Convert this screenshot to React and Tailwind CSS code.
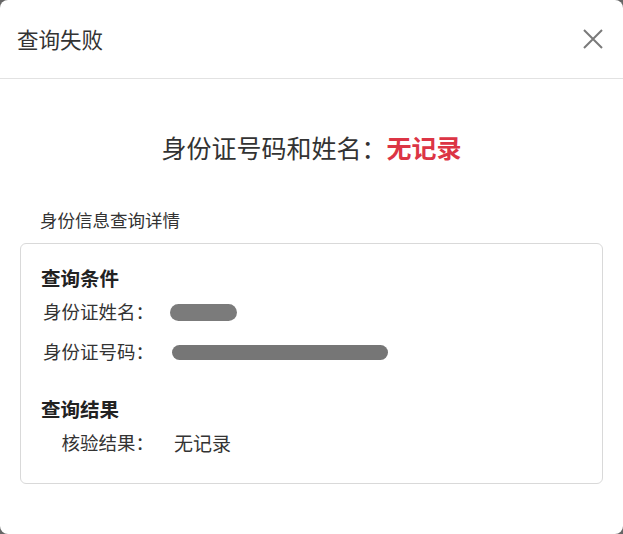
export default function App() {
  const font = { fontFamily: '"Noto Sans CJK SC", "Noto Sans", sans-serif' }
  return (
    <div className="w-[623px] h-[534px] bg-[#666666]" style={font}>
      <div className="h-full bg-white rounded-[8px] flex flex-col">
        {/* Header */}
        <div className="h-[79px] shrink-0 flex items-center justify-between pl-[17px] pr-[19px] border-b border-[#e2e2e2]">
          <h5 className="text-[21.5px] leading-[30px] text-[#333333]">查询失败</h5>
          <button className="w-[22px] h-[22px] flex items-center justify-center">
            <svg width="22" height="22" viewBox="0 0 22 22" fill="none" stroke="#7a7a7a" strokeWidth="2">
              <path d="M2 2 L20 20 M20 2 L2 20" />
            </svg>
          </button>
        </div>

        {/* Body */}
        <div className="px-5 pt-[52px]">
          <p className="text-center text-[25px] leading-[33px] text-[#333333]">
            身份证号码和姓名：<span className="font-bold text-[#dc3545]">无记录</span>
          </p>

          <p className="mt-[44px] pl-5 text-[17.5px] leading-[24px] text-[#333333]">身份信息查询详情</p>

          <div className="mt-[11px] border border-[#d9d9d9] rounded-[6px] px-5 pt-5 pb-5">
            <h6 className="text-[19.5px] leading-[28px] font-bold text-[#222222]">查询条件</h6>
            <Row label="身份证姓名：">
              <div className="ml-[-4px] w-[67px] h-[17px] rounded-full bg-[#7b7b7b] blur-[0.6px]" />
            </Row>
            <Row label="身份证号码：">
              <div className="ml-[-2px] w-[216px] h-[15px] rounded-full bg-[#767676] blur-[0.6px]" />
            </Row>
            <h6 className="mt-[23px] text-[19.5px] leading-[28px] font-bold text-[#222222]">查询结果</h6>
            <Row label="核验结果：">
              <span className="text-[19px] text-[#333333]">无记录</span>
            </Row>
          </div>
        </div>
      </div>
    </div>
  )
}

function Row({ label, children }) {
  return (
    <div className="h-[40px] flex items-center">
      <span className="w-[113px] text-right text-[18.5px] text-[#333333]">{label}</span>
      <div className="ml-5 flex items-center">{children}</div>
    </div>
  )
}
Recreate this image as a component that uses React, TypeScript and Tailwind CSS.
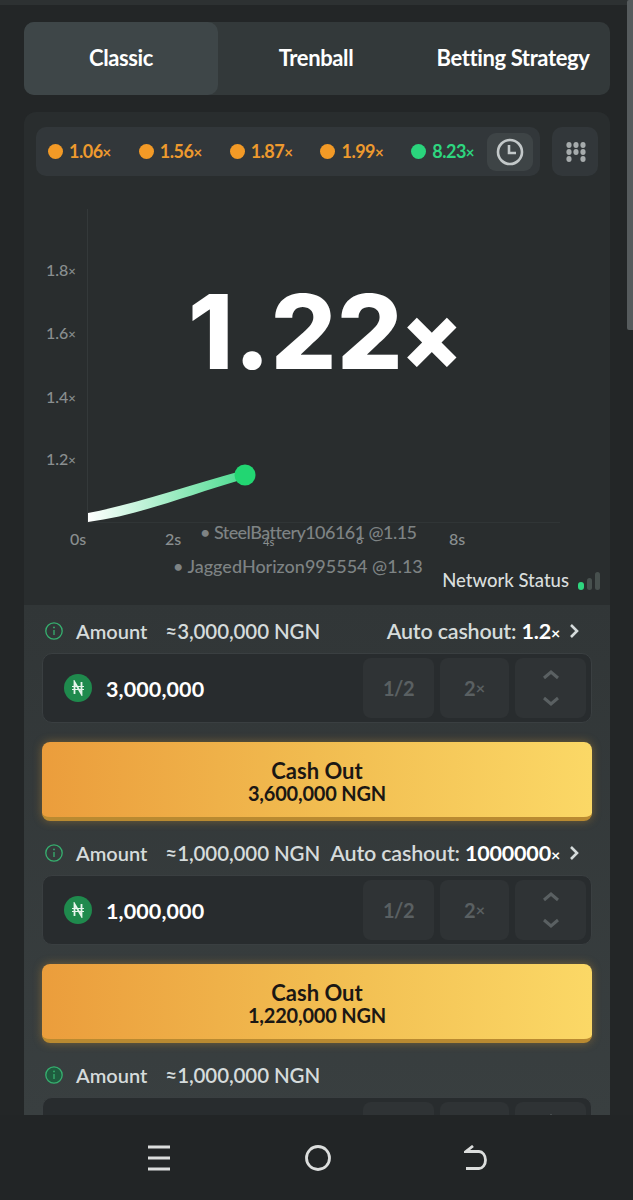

-------------------------

◆ **EXERCISE GOAL**
Repeat the records above exactly, leaving out any pictures they contain.

◆ **SOLUTION TO THIS EXERCISE**
Convert this screenshot to React and Tailwind CSS code.
export default function App() {
  const font = { fontFamily: '"Noto Sans CJK SC", "Noto Sans", sans-serif' }
  return (
    <div className="w-[623px] h-[534px] bg-[#666666]" style={font}>
      <div className="h-full bg-white rounded-[8px] flex flex-col">
        {/* Header */}
        <div className="h-[79px] shrink-0 flex items-center justify-between pl-[17px] pr-[19px] border-b border-[#e2e2e2]">
          <h5 className="text-[21.5px] leading-[30px] text-[#333333]">查询失败</h5>
          <button className="w-[22px] h-[22px] flex items-center justify-center">
            <svg width="22" height="22" viewBox="0 0 22 22" fill="none" stroke="#7a7a7a" strokeWidth="2">
              <path d="M2 2 L20 20 M20 2 L2 20" />
            </svg>
          </button>
        </div>

        {/* Body */}
        <div className="px-5 pt-[52px]">
          <p className="text-center text-[25px] leading-[33px] text-[#333333]">
            身份证号码和姓名：<span className="font-bold text-[#dc3545]">无记录</span>
          </p>

          <p className="mt-[44px] pl-5 text-[17.5px] leading-[24px] text-[#333333]">身份信息查询详情</p>

          <div className="mt-[11px] border border-[#d9d9d9] rounded-[6px] px-5 pt-5 pb-5">
            <h6 className="text-[19.5px] leading-[28px] font-bold text-[#222222]">查询条件</h6>
            <Row label="身份证姓名：">
              <div className="ml-[-4px] w-[67px] h-[17px] rounded-full bg-[#7b7b7b] blur-[0.6px]" />
            </Row>
            <Row label="身份证号码：">
              <div className="ml-[-2px] w-[216px] h-[15px] rounded-full bg-[#767676] blur-[0.6px]" />
            </Row>
            <h6 className="mt-[23px] text-[19.5px] leading-[28px] font-bold text-[#222222]">查询结果</h6>
            <Row label="核验结果：">
              <span className="text-[19px] text-[#333333]">无记录</span>
            </Row>
          </div>
        </div>
      </div>
    </div>
  )
}

function Row({ label, children }) {
  return (
    <div className="h-[40px] flex items-center">
      <span className="w-[113px] text-right text-[18.5px] text-[#333333]">{label}</span>
      <div className="ml-5 flex items-center">{children}</div>
    </div>
  )
}
Recreate this image as a component that uses React, TypeScript and Tailwind CSS.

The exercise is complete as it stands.